Example 3: Setting Up FIFO Queues for Ordered Message Processing
A financial application processes transactions that must be handled in order:
- Create an SQS FIFO queue.
- Set the deduplication ID to uniquely identify each message.
- Configure consumers to read from the queue, ensuring each message is processed exactly once.
Example 4: Delivering Static Content Globally
You host website images in S3 but users are worldwide:
- Create a CloudFront distribution with the S3 bucket as the origin.
- Enable caching and use edge locations to serve content.
- Users automatically receive content from the nearest edge location, reducing load times.
Common Pitfalls and Fixes
-
Persisting Data in Containers:
Pitfall: Relying on container-local storage for persistent files or databases.

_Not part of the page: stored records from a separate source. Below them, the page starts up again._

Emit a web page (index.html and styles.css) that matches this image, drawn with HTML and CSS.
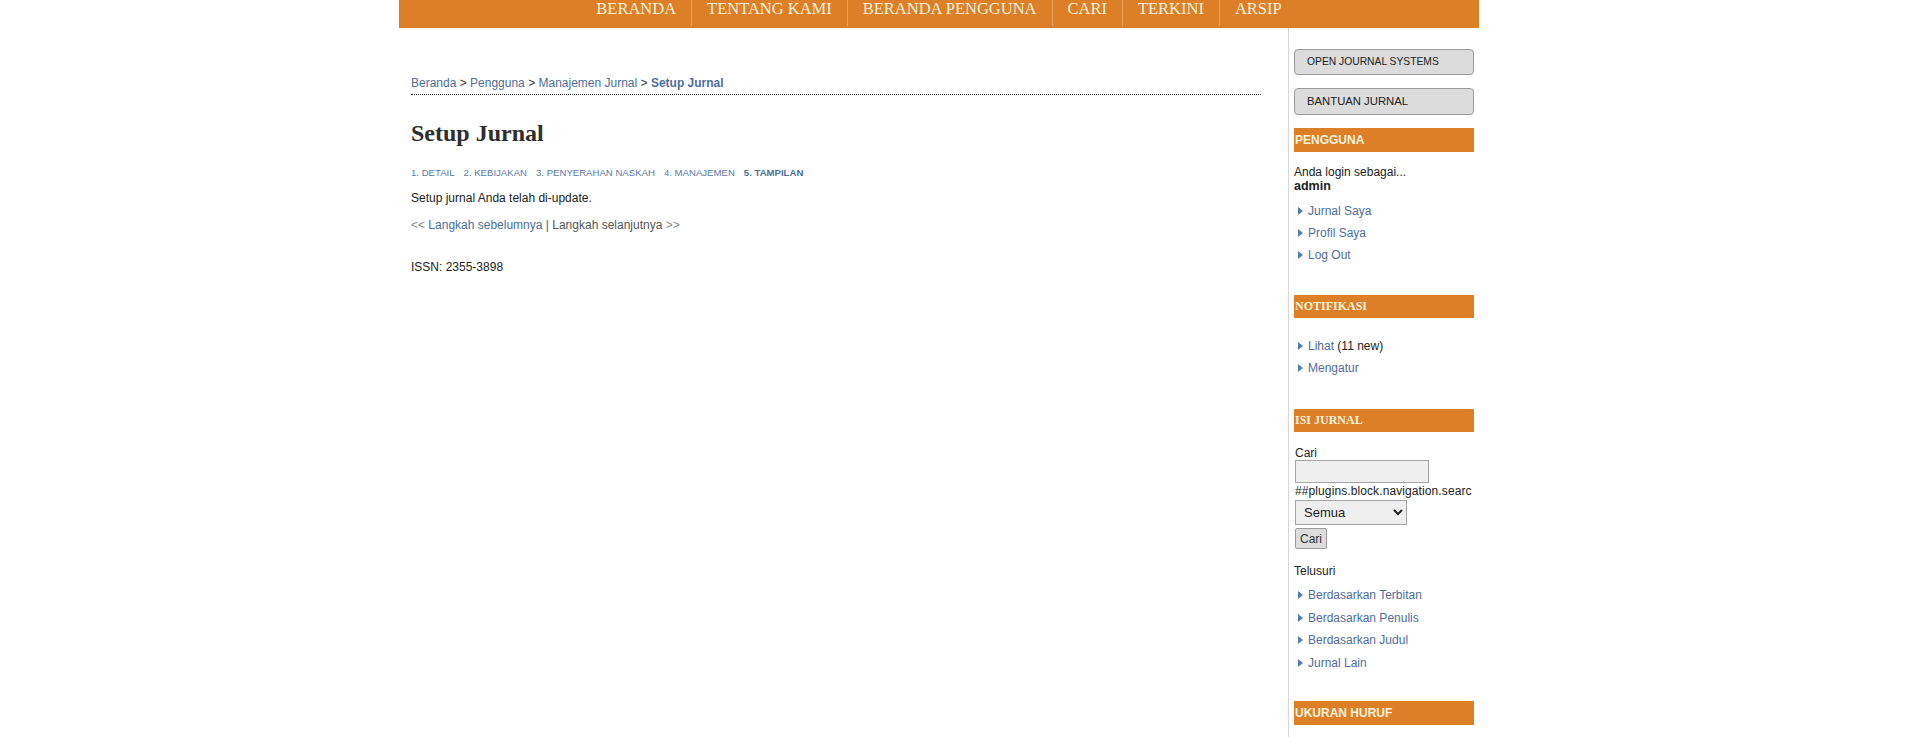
FILE: index.html
```html
<!DOCTYPE html>
<html lang="id">
<head>
<meta charset="utf-8">
<title>Setup Jurnal</title>
<link rel="stylesheet" href="styles.css">
</head>
<body>
<div class="page">
  <header class="navbar">
    <nav class="nav">
      <a class="nav-item" href="#">BERANDA</a>
      <a class="nav-item" href="#">TENTANG KAMI</a>
      <a class="nav-item" href="#">BERANDA PENGGUNA</a>
      <a class="nav-item" href="#">CARI</a>
      <a class="nav-item" href="#">TERKINI</a>
      <a class="nav-item" href="#">ARSIP</a>
    </nav>
  </header>
  <div class="layout">
    <main class="main">
      <div class="breadcrumb">
        <a href="#">Beranda</a> &gt; <a href="#">Pengguna</a> &gt; <a href="#">Manajemen Jurnal</a> &gt; <a class="current" href="#">Setup Jurnal</a>
      </div>
      <h1 class="title">Setup Jurnal</h1>
      <div class="steps">
        <a href="#">1. DETAIL</a>
        <a href="#">2. KEBIJAKAN</a>
        <a href="#">3. PENYERAHAN NASKAH</a>
        <a href="#">4. MANAJEMEN</a>
        <a class="current" href="#">5. TAMPILAN</a>
      </div>
      <p class="message">Setup jurnal Anda telah di-update.</p>
      <p class="pager"><span class="muted">&lt;&lt;</span> <a href="#">Langkah sebelumnya</a> <span class="sep">|</span> <span class="disabled">Langkah selanjutnya</span> <span class="muted">&gt;&gt;</span></p>
      <p class="issn">ISSN: 2355-3898</p>
    </main>
    <aside class="sidebar">
      <a class="side-btn side-btn-small" href="#">OPEN JOURNAL SYSTEMS</a>
      <a class="side-btn side-btn-large" href="#">BANTUAN JURNAL</a>

      <div class="block block-user">
        <div class="block-title">PENGGUNA</div>
        <div class="login-info">Anda login sebagai...<br><strong>admin</strong></div>
        <ul class="links links-user">
          <li><a href="#">Jurnal Saya</a></li>
          <li><a href="#">Profil Saya</a></li>
          <li><a href="#">Log Out</a></li>
        </ul>
      </div>

      <div class="block block-notif">
        <div class="block-title serif">NOTIFIKASI</div>
        <ul class="links links-notif">
          <li><a href="#">Lihat</a> (11 new)</li>
          <li><a href="#">Mengatur</a></li>
        </ul>
      </div>

      <div class="block block-content">
        <div class="block-title serif">ISI JURNAL</div>
        <form class="search">
          <label class="search-label" for="q">Cari</label>
          <input class="search-input" id="q" type="text">
          <div class="search-scope">##plugins.block.navigation.searchScope##</div>
          <select class="search-select">
            <option>Semua</option>
            <option>Penulis</option>
            <option>Judul</option>
          </select>
          <button class="search-btn" type="button">Cari</button>
        </form>
        <div class="browse-label">Telusuri</div>
        <ul class="links links-browse">
          <li><a href="#">Berdasarkan Terbitan</a></li>
          <li><a href="#">Berdasarkan Penulis</a></li>
          <li><a href="#">Berdasarkan Judul</a></li>
          <li><a href="#">Jurnal Lain</a></li>
        </ul>
      </div>

      <div class="block block-font">
        <div class="block-title">UKURAN HURUF</div>
        <div class="font-sizes">
          <span class="fs fs-s">A</span>
          <span class="fs fs-m">A</span>
          <span class="fs fs-l">A</span>
        </div>
      </div>
    </aside>
  </div>
</div>
</body>
</html>
```

FILE: styles.css
```css
html, body {
  margin: 0;
  padding: 0;
  background: #ffffff;
}

body {
  font-family: "Liberation Sans", Arial, sans-serif;
  font-size: 12px;
  color: #222222;
}

a {
  color: #4e6e9c;
  text-decoration: none;
}

.page {
  width: 1080px;
  margin-left: 399px;
}

/* ---------- top navigation ---------- */
.navbar {
  background: #dc7f26;
  height: 28px;
}

.nav {
  display: flex;
  justify-content: center;
  height: 28px;
}

.nav-item {
  font-family: "Liberation Serif", "Times New Roman", serif;
  font-size: 16.5px;
  line-height: 18px;
  color: #fdf3de;
  padding: 0 15px;
  height: 26px;
}

.nav-item + .nav-item {
  border-left: 1px solid #e8a35f;
}

/* ---------- layout ---------- */
.layout {
  display: flex;
  align-items: stretch;
}

.main {
  width: 850px;
  padding: 48px 27px 0 12px;
}

.sidebar {
  width: 180px;
  border-left: 1px solid #d6d6d6;
  padding: 21px 5px 40px 5px;
  overflow: hidden;
}

/* ---------- main content ---------- */
.breadcrumb {
  line-height: 15px;
  padding-bottom: 3px;
  border-bottom: 1px dotted #333333;
  color: #333333;
}

.breadcrumb .current {
  font-weight: bold;
}

.title {
  font-family: "Liberation Serif", "Times New Roman", serif;
  font-size: 24px;
  line-height: 28px;
  font-weight: bold;
  color: #2e2e2e;
  margin: 24px 0 0 0;
}

.steps {
  display: flex;
  gap: 9px;
  margin-top: 19px;
  font-size: 9.6px;
  line-height: 13px;
}

.steps a {
  color: #5a7aa6;
}

.steps .current {
  font-weight: bold;
  color: #4e6e9c;
}

.message {
  margin: 12px 0 0 0;
  line-height: 15px;
  color: #222222;
}

.pager {
  margin: 12px 0 0 0;
  line-height: 15px;
}

.pager .muted {
  color: #888888;
}

.pager .sep,
.pager .disabled {
  color: #555555;
}

.issn {
  margin: 27px 0 0 0;
  line-height: 15px;
  color: #222222;
}

/* ---------- sidebar ---------- */
.side-btn {
  display: block;
  box-sizing: border-box;
  width: 180px;
  background: #dcdcdc;
  border: 1px solid #9a9a9a;
  border-radius: 4px;
  color: #222222;
  padding-left: 12px;
}

.side-btn-small {
  height: 26px;
  line-height: 24px;
  font-size: 10.3px;
}

.side-btn-large {
  height: 27px;
  line-height: 25px;
  font-size: 11.3px;
  margin-top: 13px;
}

.block {
  margin-top: 29px;
  width: 180px;
}

.block-user {
  margin-top: 13px;
}

.block-content {
  margin-top: 30px;
}

.block-font {
  margin-top: 27px;
}

.block-title {
  background: #dc7f26;
  color: #fdf3de;
  font-weight: bold;
  font-size: 12px;
  height: 24px;
  line-height: 24px;
  padding-left: 1px;
}

.block-title.serif {
  font-family: "Liberation Serif", "Times New Roman", serif;
  height: 23px;
  line-height: 23px;
}

.login-info {
  margin-top: 13px;
  line-height: 14px;
  color: #222222;
}

.login-info strong {
  font-size: 12.5px;
}

.links {
  list-style: none;
  margin: 0;
  padding: 0;
}

.links li {
  position: relative;
  line-height: 22px;
  padding-left: 14px;
  color: #222222;
  white-space: nowrap;
}

.links li::before {
  content: "";
  position: absolute;
  left: 4px;
  top: 7px;
  border-left: 5px solid #4f7cb5;
  border-top: 4px solid transparent;
  border-bottom: 4px solid transparent;
}

.links-user {
  margin-top: 7px;
}

.links-notif {
  margin-top: 17px;
}

.links-browse {
  margin-top: 6px;
}

.links-browse li {
  line-height: 22.5px;
}

.search {
  display: flex;
  flex-direction: column;
  align-items: flex-start;
  margin-top: 14px;
}

.search-label {
  line-height: 14px;
  padding-left: 1px;
}

.search-input {
  box-sizing: border-box;
  width: 134px;
  height: 23px;
  margin: 0 0 0 1px;
  border: 1px solid #a5a5a5;
  background: #f0f0f0;
  padding: 0 3px;
}

.search-scope {
  width: 177px;
  overflow: hidden;
  line-height: 17px;
  white-space: nowrap;
  letter-spacing: 0.1px;
  padding-left: 1px;
}

.search-select {
  box-sizing: border-box;
  width: 112px;
  height: 25px;
  margin: 0 0 0 1px;
  border: 1px solid #a5a5a5;
  background: #efefef;
  font-family: "Liberation Sans", Arial, sans-serif;
  font-size: 13px;
  color: #222222;
  padding: 0 4px;
}

.search-btn {
  box-sizing: border-box;
  height: 21px;
  margin: 3px 0 0 1px;
  padding: 0 4px;
  border: 1px solid #9a9a9a;
  border-radius: 2px;
  background: #dddddd;
  font-family: "Liberation Sans", Arial, sans-serif;
  font-size: 12px;
  color: #333333;
}

.browse-label {
  margin-top: 15px;
  line-height: 14px;
}

.font-sizes {
  display: flex;
  align-items: flex-end;
  gap: 6px;
  margin-top: 40px;
  padding-left: 4px;
  color: #4e6e9c;
  font-weight: bold;
}

.fs-s { font-size: 11px; }
.fs-m { font-size: 14px; }
.fs-l { font-size: 17px; }
```
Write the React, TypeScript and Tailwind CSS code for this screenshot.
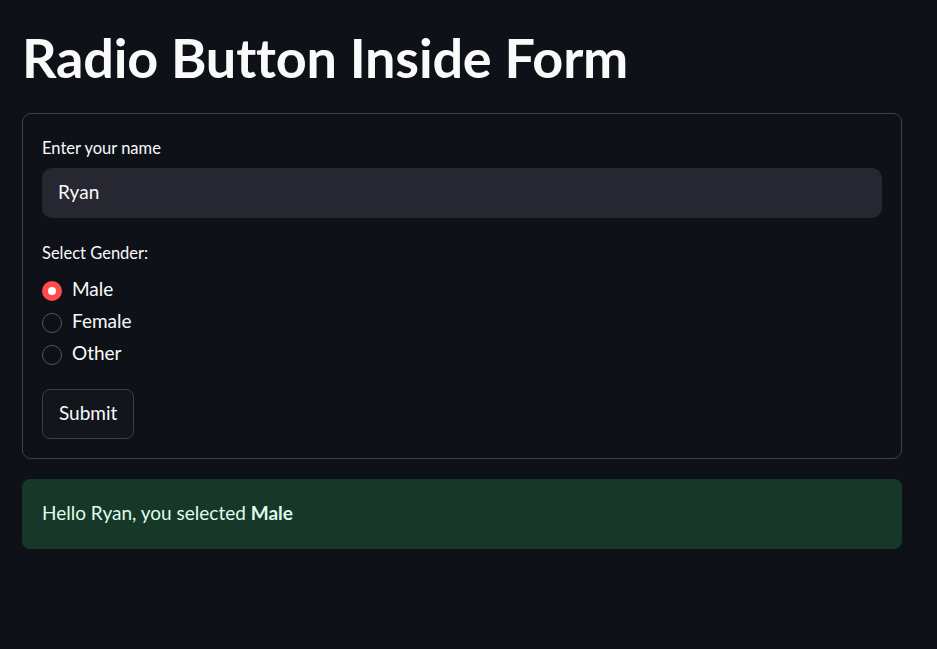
import { useState } from 'react';

const options = ['Male', 'Female', 'Other'];

export default function App() {
  const [name, setName] = useState('Ryan');
  const [gender, setGender] = useState('Male');
  const [submitted, setSubmitted] = useState({ name: 'Ryan', gender: 'Male' });

  return (
    <div className="min-h-screen bg-[#0e1117] text-[#fafafa] font-['Lato',sans-serif]">
      <div className="w-[880px] ml-[22px] pt-[25px]">
        <h1 className="text-[54px] leading-[65px] font-bold tracking-[-0.2px]">Radio Button Inside Form</h1>

        {/* Form container */}
        <form
          onSubmit={(e) => {
            e.preventDefault();
            setSubmitted({ name, gender });
          }}
          className="mt-[23px] border border-[#3d4045] rounded-[9px] px-[19px] pt-[24px] pb-[19px]"
        >
          <label className="block text-[16.5px] leading-[20px]">Enter your name</label>
          <input
            value={name}
            onChange={(e) => setName(e.target.value)}
            className="mt-[10px] w-full h-[50px] rounded-[10px] bg-[#262730] px-4 pb-[3px] text-[19px] text-[#fafafa] outline-none"
          />

          <div className="mt-[25px] text-[16.5px] leading-[20px]">Select Gender:</div>
          <div className="mt-[12px] flex flex-col">
            {options.map((opt) => {
              const checked = gender === opt;
              return (
                <button
                  type="button"
                  key={opt}
                  onClick={() => setGender(opt)}
                  className="h-[32px] flex items-center gap-[10px] text-left cursor-pointer"
                >
                  {checked ? (
                    <span className="w-[20px] h-[20px] rounded-full bg-[#ff4b4b] flex items-center justify-center">
                      <span className="w-[8px] h-[8px] rounded-full bg-white" />
                    </span>
                  ) : (
                    <span className="w-[20px] h-[20px] rounded-full border border-[#55585e]" />
                  )}
                  <span className="text-[19px] leading-[22px] -mt-[4px]">{opt}</span>
                </button>
              );
            })}
          </div>

          <button
            type="submit"
            className="mt-[18px] h-[50px] px-4 pb-[2px] rounded-[8px] border border-[#3d4045] bg-[#12151c] text-[19px] hover:border-[#ff4b4b] hover:text-[#ff4b4b] cursor-pointer"
          >
            Submit
          </button>
        </form>

        {/* Success alert */}
        <div className="mt-[20px] h-[70px] rounded-[8px] bg-[#173828] px-5 pb-[2px] flex items-center text-[19px] text-[#dffde9]">
          <span>
            Hello {submitted.name}, you selected <strong className="font-bold">{submitted.gender}</strong>
          </span>
        </div>
      </div>
    </div>
  );
}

Fix: Always use external managed storage (EFS, RDS, S3). -
Improper Load Balancer Selection:
Pitfall: Using ALB for non-HTTP traffic or expecting NLB to handle Layer 7 rules.
Fix: Match protocols/features to the correct ELB type. -
Ignoring Cross-Zone Distribution:
Pitfall: Only enabling a single AZ or not configuring cross-zone load balancing.
Fix: Always deploy across multiple AZs and enable cross-zone features for HA. -
Assuming All Queues Support Ordering:
Pitfall: Using SQS Standard queues when order is required.
Fix: Use FIFO queues for strict ordering and deduplication. -
Not Using CDN for Global Latency:
Pitfall: Relying solely on S3 for fast global delivery.
Fix: Deploy CloudFront to cache and serve content worldwide.
Summary
- Containers enhance portability, but persistent data should be stored externally (EFS, RDS, S3).
- Load balancing with ALB/NLB provides HA—choose the right type and enable cross-zone balancing.
- High availability requires multi-AZ/multi-region deployments and automated failover strategies.
- Messaging systems (SQS, SNS, Kinesis) decouple components; use FIFO queues for ordering and deduplication.
- CloudFront and S3 together offer low-latency, globally distributed content delivery.
- Disaster recovery is about meeting RPO/RTO goals with the right AWS architecture pattern.
Mastering these patterns enables you to design resilient, scalable, and efficient architectures for modern cloud applications.